Mock Trial’s success could be abruptly halted without additional allocations.
Although the Temple Mock Trial team is expected to attend its first round of regional competitions later this winter, funding restraints may hinder its ability to attend the competition.
“Our chances of getting at least one team in the Top 8 are very good,” President Eric Horst, a senior economics and political science major, said.
“We’re feeling confident,” sophomore Taddeo Von Gleichen, an international business major, added.
But student organization allocations may not be enough to allow the team to attend necessary events.
Student organizations receive ratings of one to five stars, based on their number of events, level of participation and publicity and compliance with the Student Activities Office requirements.
One-star organizations receive up to $500 in semester allocations, while organizations with two stars or more are allowed a maximum of $2,500 per semester. Organizations request funds separately for each of their events.
TSG Allocations chair Mark Quien said his office has allocated more than half its budget this semester.
“There’s definitely more [organizations] applying, and there’s more different [organizations] applying,” Quien said. “More money is being used.”
Currently, Temple has more than 300 registered student organizations.
This year, TSG received approximately $123,000 for student organization allocations. Allocation money is a portion of the total account generated from the General Activities Fee included in students’ tuition payments. Last year, the number was $120,000, while the 2009-10 school year saw $100,000, Quien said.
“We’d like to fund more student organizations because they do some great events, and we feel we should give it to them because it is their money,” Quien said.
Quien said that among expenses like electronics, clothing and giveaway items, TSG will not cover out-of-state transportation costs.
Although Horst said the trial team tries to go to mostly local tournaments, its members have attended competitions as far away as upstate New York in the past.
A trip to Washington, Pa. cost the team upwards of $1,500 with the cost of rented cars and hotels, Horst said.
As of Dec. 1, $51,936.79 remained in TSG allocations, according to its website.

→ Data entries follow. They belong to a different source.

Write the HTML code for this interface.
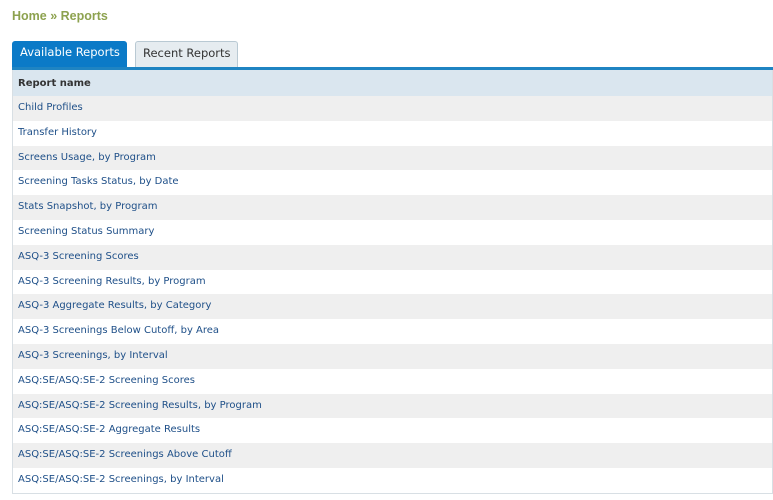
<!DOCTYPE html>
<html><head><meta charset="utf-8"><style>
body{margin:0;background:#fff;font-family:"DejaVu Sans","Liberation Sans",sans-serif;}
.bc{position:absolute;left:12px;top:9px;font-size:12.5px;font-weight:bold;color:#8da24f;font-family:"Liberation Sans",sans-serif;}
.tab{position:absolute;font-size:11.5px;font-family:"DejaVu Sans",sans-serif;box-sizing:border-box;}
.t1{left:12px;top:41px;width:115px;height:28px;background:#0b7ac7;color:#fff;border-radius:3px 3px 0 0;padding:4px 0 0 8px;}
.t2{left:135px;top:41px;width:103px;height:27px;background:#e6ecf0;color:#333;border:1px solid #b9c9d3;border-bottom:none;border-radius:3px 3px 0 0;padding:4px 0 0 7px;}
.line{position:absolute;left:12px;top:67px;width:761px;height:3px;background:#1f84c2;}
.tbl{position:absolute;left:12px;top:70px;width:759px;border-left:1px solid #d8dfe4;border-right:1px solid #d8dfe4;border-bottom:1px solid #d8dfe4;}
.r{height:24.8px;line-height:24.8px;padding-left:5px;font-size:10px;color:#1e4f88;}
.r:nth-child(even){background:#efefef;}
.h{background:#dae6ef !important;font-weight:bold;color:#333;height:26px;line-height:27px;}
</style></head><body>
<div class="bc">Home » Reports</div>
<div class="tab t1">Available Reports</div>
<div class="tab t2">Recent Reports</div>
<div class="line"></div>
<div class="tbl">
<div class="r h">Report name</div>
<div class="r">Child Profiles</div>
<div class="r">Transfer History</div>
<div class="r">Screens Usage, by Program</div>
<div class="r">Screening Tasks Status, by Date</div>
<div class="r">Stats Snapshot, by Program</div>
<div class="r">Screening Status Summary</div>
<div class="r">ASQ-3 Screening Scores</div>
<div class="r">ASQ-3 Screening Results, by Program</div>
<div class="r">ASQ-3 Aggregate Results, by Category</div>
<div class="r">ASQ-3 Screenings Below Cutoff, by Area</div>
<div class="r">ASQ-3 Screenings, by Interval</div>
<div class="r">ASQ:SE/ASQ:SE-2 Screening Scores</div>
<div class="r">ASQ:SE/ASQ:SE-2 Screening Results, by Program</div>
<div class="r">ASQ:SE/ASQ:SE-2 Aggregate Results</div>
<div class="r">ASQ:SE/ASQ:SE-2 Screenings Above Cutoff</div>
<div class="r">ASQ:SE/ASQ:SE-2 Screenings, by Interval</div>
</div>
</body></html>
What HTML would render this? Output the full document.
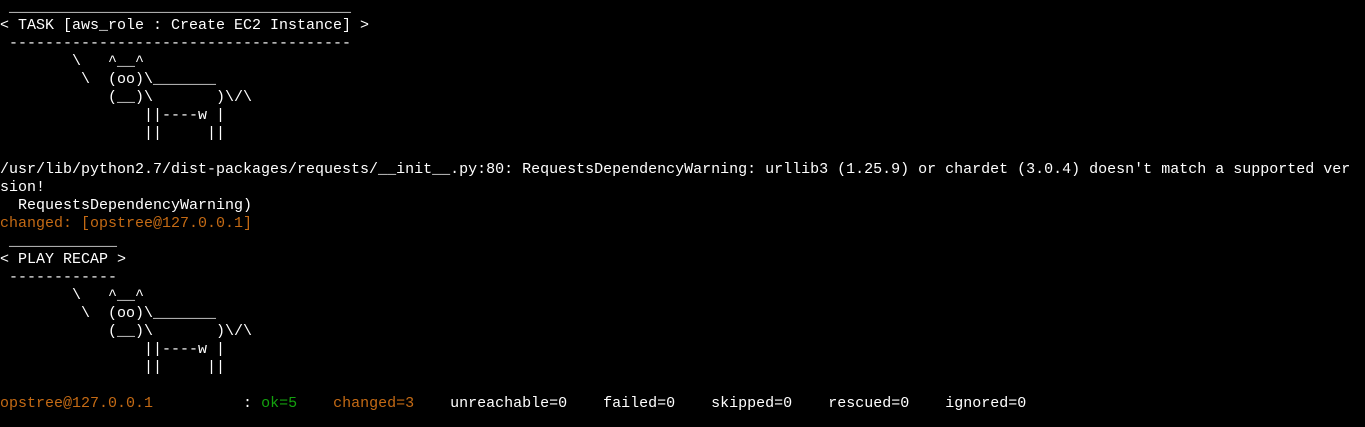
<!DOCTYPE html>
<html><head><meta charset="utf-8"><style>
html,body{margin:0;padding:0;background:#000;width:1365px;height:427px;overflow:hidden}
pre{margin:0;position:absolute;left:0;top:-1px;font-family:"Liberation Mono","DejaVu Sans Mono",monospace;font-size:15px;line-height:18px;color:#fff;white-space:pre}
.o{color:#c46a14}.g{color:#13a10e}
</style></head><body><pre> ______________________________________
&lt; TASK [aws_role : Create EC2 Instance] &gt;
 --------------------------------------
        \   ^__^
         \  (oo)\_______
            (__)\       )\/\
                ||----w |
                ||     ||

/usr/lib/python2.7/dist-packages/requests/__init__.py:80: RequestsDependencyWarning: urllib3 (1.25.9) or chardet (3.0.4) doesn't match a supported ver
sion!
  RequestsDependencyWarning)
<span class="o">changed: [opstree@127.0.0.1]</span>
 ____________
&lt; PLAY RECAP &gt;
 ------------
        \   ^__^
         \  (oo)\_______
            (__)\       )\/\
                ||----w |
                ||     ||

<span class="o">opstree@127.0.0.1</span>          : <span class="g">ok=5   </span> <span class="o">changed=3   </span> unreachable=0    failed=0    skipped=0    rescued=0    ignored=0
</pre></body></html>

Most of the money Mock Trial receives is put toward registration fees, and to transportation costs.
“We got enough funding that covered the first invitational we went to in the fall,” Horst said.
Temple Mock Trial paid $500 to register its A and B teams, totaling 17 people, with the American Mock Trial Association, the governing body that oversees national collegiate competitions. Typically, the student organization pays between $300 and $400 in registration fees at individual invitational tournaments, with the cost for each team being around $100 to $200.
To attend an invitational at Swarthmore College in January, the organization will pay $250 for its two teams to attend.
Last year, Mock Trial paid $1,500 for one team to attend the Opening Round Championships in the nation’s capital, which Horst said did not include the $400 registration fee. He speculates this year the trip will cost anywhere between $1,500 and $3,000 to send Temple’s A and B teams.
The group has begun appealing directly to the College of Liberal Arts, Fox School of Business, the College of Science and Technology, as well as the School of Communications and Theater. These are the schools that Mock Trial’s members populate.
“We’re just trying to secure more stable funding,” Horst said. “The team’s only five years old, so it’s hard to get alumni to help us because a lot of them are still in Law School.”
Cost is an issue for some team members like Kristin Antario.
“We go into these competitions for our own benefit. On an individual level, it’s hard to think [the university] is not going to reimburse us,” Antario, a junior criminal justice and philosophy major, said. “You wouldn’t see any of the sports teams paying their own way.”
Having existed for five years, Temple Mock Trial has established itself in what Horst considers “a fairly competitive region.”
At a recent invitational tournament at the University of Pennsylvania, one of Temple’s teams placed second out of 54 teams. Before that, one team placed first at the Founding Fathers Invitational at Washington & Jefferson College in Washington, Pa.
The competitions fall on the weekend of Feb. 4, at the Philadelphia Criminal Justice Center, after which the Top 8 of 30 schools will proceed to the Opening Round Championship Series in Washington, D.C.